Arrieta’s only pitched more than six innings once this season yet has only walked two batters his last two outings.
John Lackey, also an impending free agent, has served up 12 home runs on the season, nearly half his total a season ago. Through this time last season, he had surrendered just six.
Greinke (6-2, 2.82 ERA) was a name that surprised me initially.
Arizona already dismissed the notion of trading him during a disastrous year one, for both club and ace, and now that the D-Backs are playing well, as is Greinke, seems unlikely they would jeopardize a chance at contention by trading their best pitcher.
However, Arizona, now under a new regime, could pursue moving Greinke for massive salary relief. His great start to the season increases his value and potential of a return Diamondbacks management hopes for in a trade.
I would expect, however, for Theo Epstein to pursue more desirable trade options.
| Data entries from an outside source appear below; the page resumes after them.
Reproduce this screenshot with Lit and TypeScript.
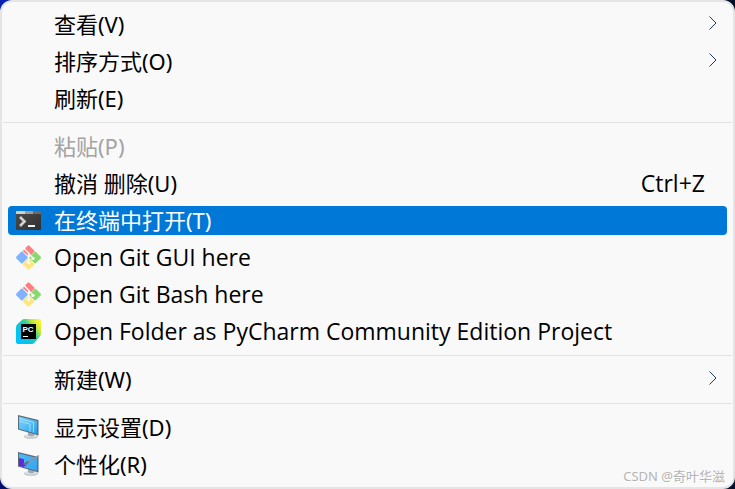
import { LitElement, html, css, svg, nothing, TemplateResult } from "lit";
import { customElement, state } from "lit/decorators.js";
import { classMap } from "lit/directives/class-map.js";

interface MenuEntry {
  label: string;
  icon?: TemplateResult;
  shortcut?: string;
  submenu?: boolean;
  disabled?: boolean;
  latin?: boolean;
}

const terminalIcon = svg`
  <defs>
    <linearGradient id="term" x1="0" y1="0" x2="1" y2="1">
      <stop offset="0" stop-color="#4d4d4d"/><stop offset="1" stop-color="#2f2f2f"/>
    </linearGradient>
  </defs>
  <rect x="0" y="3" width="25" height="19" rx="1" fill="url(#term)"/>
  <path d="M1 3h8v3H0V4a1 1 0 0 1 1-1z" fill="#d0d0d0"/>
  <path d="M9 3h8v3H9z" fill="#9b9b9b"/>
  <path d="M17 3h7a1 1 0 0 1 1 1v2h-8z" fill="#6b6b6b"/>
  <path d="M4 9L8.500 13.500L4 18" fill="none" stroke="#d2d2d2" stroke-width="2.600"/>
  <path d="M12 17h7v2h-7z" fill="#f2f2f2"/>`;

const gitIcon = svg`
  <path d="M6.300 6.600L12.200 12.500L6.300 18.400Q5.700 18.800 5.100 18.200L.4 13.400Q-.2 12.500 .4 11.600L5.100 6.800Q5.700 6.200 6.300 6.600z" fill="#80b3ff"/>
  <path d="M9.300 3.100L11.600 .7Q12.500 -.1 13.400 .7L18.300 5.600Q18.800 6.300 18.200 6.900L14.300 10.800L13.600 8.200L9.300 4.800z" fill="#ff8080"/>
  <path d="M8.200 4.400L12.400 8.600V11.300L6.700 6z" fill="#ff8080"/>
  <path d="M19 6.700Q19.500 6.400 20 6.900L24.600 11.600Q25.200 12.500 24.600 13.400L19.900 18.100Q19.300 18.700 18.600 18.200L13 12.700z" fill="#87d96c"/>
  <path d="M12.500 13L18.200 18.700Q18.700 19.300 18.200 19.900L13.400 24.300Q12.500 25.100 11.600 24.300L6.900 19.800Q6.400 19.200 6.800 18.700z" fill="#ffe680"/>
  <path d="M8 3.500L12.500 8V17M12.500 8.500L17 13" fill="none" stroke="#f9f9f9" stroke-width="1.300"/>
  <circle cx="17" cy="13.400" r="1.700" fill="#f9f9f9"/>
  <circle cx="12.500" cy="17.600" r="1.700" fill="#f9f9f9"/>`;

const pycharmIcon = svg`
  <defs>
    <linearGradient id="pc" x1=".15" y1=".75" x2=".95" y2=".15">
      <stop offset="0" stop-color="#00c4f8"/><stop offset=".3" stop-color="#10c5d4"/>
      <stop offset=".55" stop-color="#34cf9c"/><stop offset=".78" stop-color="#c0e63c"/>
      <stop offset="1" stop-color="#fcf232"/>
    </linearGradient>
  </defs>
  <path d="M0 8.500Q0 6.500 1.300 5.300L6 1Q7.200 0 8.700 0H23Q25 0 25 2V14.500Q25 16.100 24 17.200L18.500 23.700Q17.300 25 15.500 25H2Q0 25 0 23z" fill="url(#pc)"/>
  <rect x="5" y="5" width="15" height="15" fill="#000"/>
  <text x="6.500" y="13" class="mark">PC</text>
  <path d="M7 17h5v1h-5z" fill="#fff"/>`;

const screenBase = svg`
  <ellipse cx="15" cy="21.500" rx="7" ry="2.300" fill="#bfc5c9"/>
  <ellipse cx="15" cy="20.800" rx="6" ry="1.600" fill="#e1e5e7"/>
  <path d="M12 17l6 2v2q-3 1-6-.5z" fill="#a4abb0"/>`;

const displayIcon = svg`
  <defs>
    <linearGradient id="disp" x1="0" y1="0" x2="1" y2="1">
      <stop offset="0" stop-color="#79d3fb"/><stop offset=".5" stop-color="#54bcf4"/><stop offset="1" stop-color="#289de8"/>
    </linearGradient>
  </defs>
  ${screenBase}
  <path d="M2 0L22.500 5V20.500L2 14.500z" fill="#596b78"/>
  <path d="M3 1.500L21.200 6V19L3 13.700z" fill="url(#disp)"/>
  <path d="M3.500 3.800L17.500 7.500V17.500M3.500 6.300L14 9V16.500" fill="none" stroke="#b2e8ff" stroke-width="1" opacity=".8"/>`;

const personalizeIcon = svg`
  <defs>
    <linearGradient id="pers" x1="0" y1="0" x2="1" y2="1">
      <stop offset="0" stop-color="#4dbcf6"/><stop offset="1" stop-color="#35a1ef"/>
    </linearGradient>
  </defs>
  ${screenBase}
  <path d="M2 0L22.500 5V20.500L2 14.500z" fill="#596b78"/>
  <path d="M3 1.500L21.200 6V19L3 13.700z" fill="url(#pers)"/>
  <path d="M3 6L8 7.200V11.500L11 12.500L7.500 15L3 13.700z" fill="#6d21dc"/>
  <path d="M7 12L22.500 3L23.300 4.200L9.500 12.800z" fill="#8b98a1"/>
  <path d="M7 12.200L12 9L12.800 10.500L9 12.700z" fill="#5f6670"/>`;

const groups: MenuEntry[][] = [
  [
    { label: "查看(V)", submenu: true },
    { label: "排序方式(O)", submenu: true },
    { label: "刷新(E)" },
  ],
  [
    { label: "粘贴(P)", disabled: true },
    { label: "撤消 删除(U)", shortcut: "Ctrl+Z" },
    { label: "在终端中打开(T)", icon: terminalIcon },
    { label: "Open Git GUI here", icon: gitIcon, latin: true },
    { label: "Open Git Bash here", icon: gitIcon, latin: true },
    { label: "Open Folder as PyCharm Community Edition Project", icon: pycharmIcon, latin: true },
  ],
  [{ label: "新建(W)", submenu: true }],
  [
    { label: "显示设置(D)", icon: displayIcon },
    { label: "个性化(R)", icon: personalizeIcon },
  ],
];

@customElement("app-root")
export class AppRoot extends LitElement {
  @state() private active = "在终端中打开(T)";

  static styles = css`
    :host {
      display: block;
      position: relative;
      background: linear-gradient(135deg, #0a20b4 0%, #0a20b4 8%, #050f6e 40%, #04102a 60%);
      font-family: "Noto Sans", "Noto Sans CJK SC", sans-serif;
      font-size: 22px;
      color: #000;
    }
    .menu {
      display: flex;
      flex-direction: column;
      box-sizing: border-box;
      padding: 4px 0;
      border: 2px solid #e5e5e5;
      border-radius: 12px;
      background: #f9f9f9;
    }
    .line {
      height: 1px;
      margin: 5px 1px;
      border: 0;
      background: #e2e2e2;
    }
    .item {
      display: flex;
      align-items: center;
      height: 29px;
      margin: 4px 6px;
      padding: 0 8px;
      border: 0;
      border-radius: 4px;
      background: none;
      color: inherit;
      font: inherit;
      line-height: 29px;
      text-align: left;
      white-space: nowrap;
    }
    .item.active {
      background: #0078d7;
      color: #fff;
    }
    .item:disabled {
      color: #a3a3a3;
    }
    .slot {
      flex: none;
      display: flex;
      width: 26px;
      margin-right: 12px;
    }
    .icon {
      width: 25px;
      height: 25px;
      overflow: visible;
    }
    .mark {
      font: bold 8px "Liberation Sans", sans-serif;
      fill: #fff;
    }
    .label {
      flex: 1;
    }
    .latin,
    .shortcut {
      font-family: "Open Sans", sans-serif;
      font-size: 23px;
    }
    .shortcut {
      margin-right: 14px;
    }
    .chevron {
      width: 8px;
      height: 14px;
      margin: 0 2px 3px 0;
      fill: none;
      stroke: #1c3a5c;
    }
    .watermark {
      position: absolute;
      right: 10px;
      bottom: 3px;
      font-size: 13px;
      line-height: 20px;
      color: #b4b4b4;
      text-shadow: 1px 1px 0 #fff;
      pointer-events: none;
    }
  `;

  private renderItem(entry: MenuEntry) {
    return html`<button
      class=${classMap({ item: true, active: entry.label === this.active })}
      role="menuitem"
      ?disabled=${entry.disabled}
      aria-haspopup=${entry.submenu ? "menu" : nothing}
      @mouseenter=${() => (this.active = entry.label)}
    >
      <span class="slot">
        ${entry.icon
          ? html`<svg class="icon" viewBox="0 0 25 25" aria-hidden="true">${entry.icon}</svg>`
          : nothing}
      </span>
      <span class=${classMap({ label: true, latin: !!entry.latin })}>${entry.label}</span>
      ${entry.shortcut ? html`<span class="shortcut">${entry.shortcut}</span>` : nothing}
      ${entry.submenu
        ? html`<svg class="chevron" viewBox="0 0 8 14" aria-hidden="true"><path d="M0.500 0.500L7 7L0.500 13.500" /></svg>`
        : nothing}
    </button>`;
  }

  render() {
    return html`
      <div class="menu" role="menu">
        ${groups.map(
          (group, i) => html`${i ? html`<hr class="line" />` : nothing}${group.map((e) => this.renderItem(e))}`
        )}
      </div>
      <span class="watermark">CSDN @奇叶华滋</span>
    `;
  }
}
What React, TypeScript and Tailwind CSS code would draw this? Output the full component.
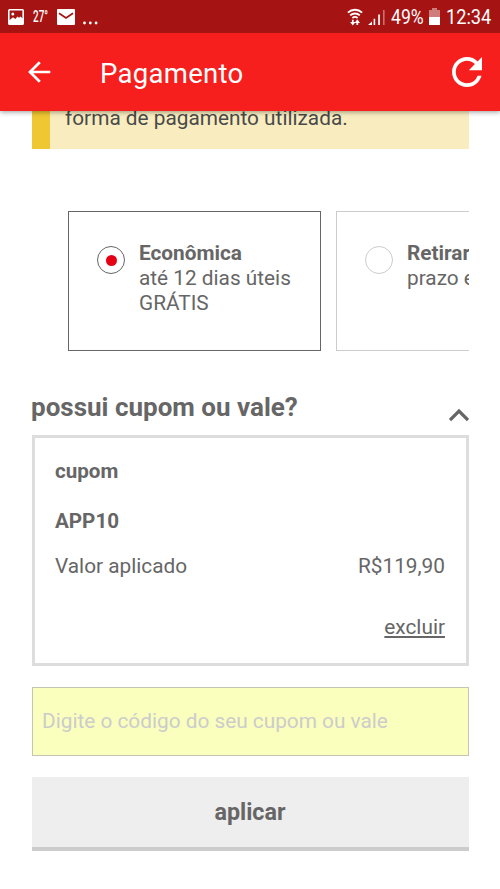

Greinke is 33 years old and has over $100 committed through 2021.
Cueto, 31, could also be a pitcher on the Cubs radar and would represent a significant upgrade to the rotation. Currently, in year two of a six-year contract worth $130 mm, Cueto can opt-out following 2017.
Unlike Greinke, Cueto excelled in year one by the Bay but has struggled in 2017 (4-3, 4.50 ERA). While his strikeout rate is nearly identical to last season, his groundball rate is down and his walk rate is up.
A trade involving Cueto likely means he agrees not to opt-out after 2017.
Cubs and Rays match up
Rumors have surrounded the Cubs and Rays for some time, and that’s because this trade makes sense for both sides.
Archer represents the highest potential ceiling in terms of impact, team control — signed through 2019; options through 2021 — and value in which both teams can match up for a trade — Cubs abundance of position talent.
As small sample-size numbers begin bearing truer semblance moving forward, it’s fun to ponder the Cubs next move.
Who do you want to see the Chicago Cubs acquire?